Dengan demikian tampilnya agama dalam ruang publik mesti dijembatani oleh nalar publik. Nalar publik yang dibangun di kampus ialah nalar yang memampukan para pemeluk agama untuk menentukan posisi epistemis yang tepat berhadapan dengan kenyataan plural agama serta berbagai pandangan hidup. Itu berarti bahwa setiap warga agama (mahasiswa) harus memperhatikan prakondisi agama lain.
Mahasiswa mesti bersikap terbuka tehadap kenyataan perbedaan dan persamaan agama lain. Setiap agama selalu mengajarkan yang baik. Agama mesti mengantar para pemeluknya untuk bertindak secara benar dan baik (Karel Amstrong, 2001:14). Dengan itu, terciptalah iklim toleransi otentik. Bagian penting dari toleransi otentik ialah respek terhadap agama lain. Axel Honneth, Charles Taylor menekankan bahwa setiap pengakuan mesti berasal dari subjek yang terarah pada subjek lain. Pengakuan mesti berangkat dari suatu identifikasi diri dengan agama lain serentak mengakui segala perbedaan di dalamnya.
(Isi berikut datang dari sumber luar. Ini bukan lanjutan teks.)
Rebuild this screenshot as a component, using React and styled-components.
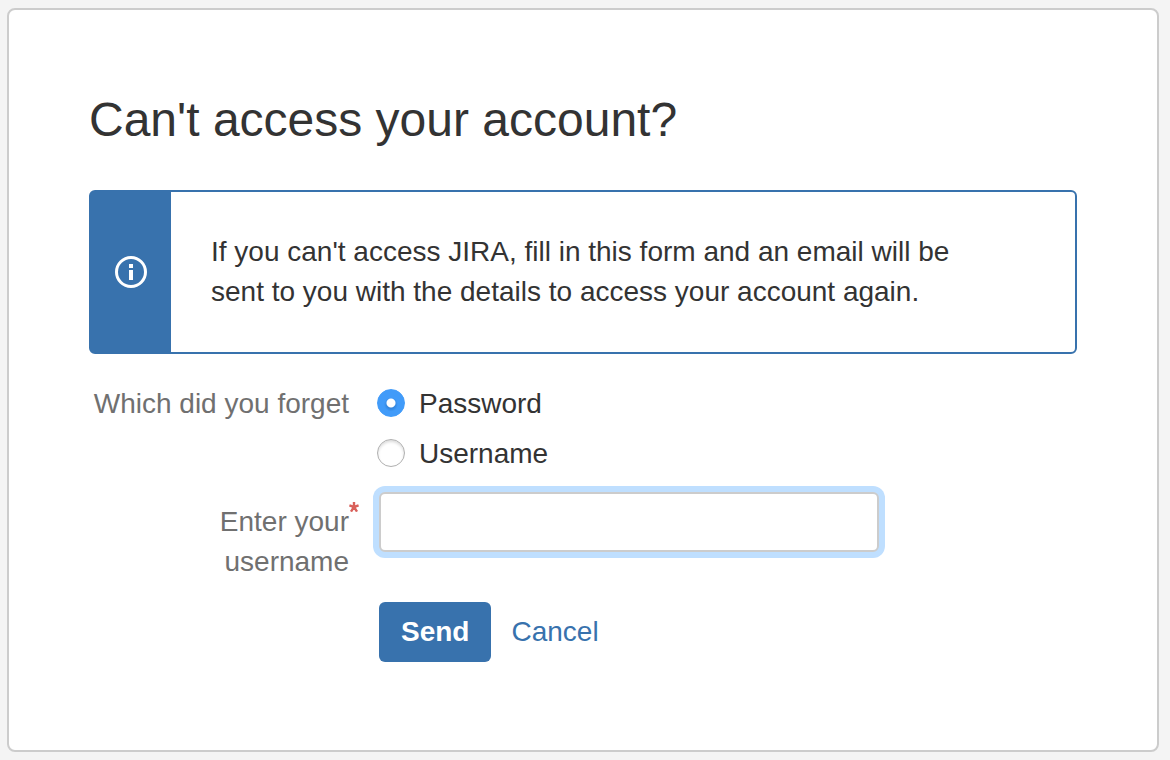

Kedua, warga agama (mahasiswa) harus memiliki sikap yang tepat berhadapan dengan prinsip yang berlaku dalam dunia politik yaitu argumen-argumen sekular, berdasarkan akal budi dan dapat mengerti oleh semua pihak. Proses belajar ini berhasil, bila mereka mampu mengintegrasikan prinsip egaliter masing-masing individu serta prinsip moral universal ke dalam konteks doktrin agamanya yang menyeluruh (bdk. Kleden dan Sunarko 2010:89).
Artinya warga agama (mahasiswa) mesti menyadari bahwa dalam politik yang diniscayakan ialah kebaikan bersama. Kebaikan bersama adalah prinsip universal yang perlu diperjuangkan agama-agama, sehingga tidak terjadi pembiakan perjuangan ideologi politik atas dasar agama.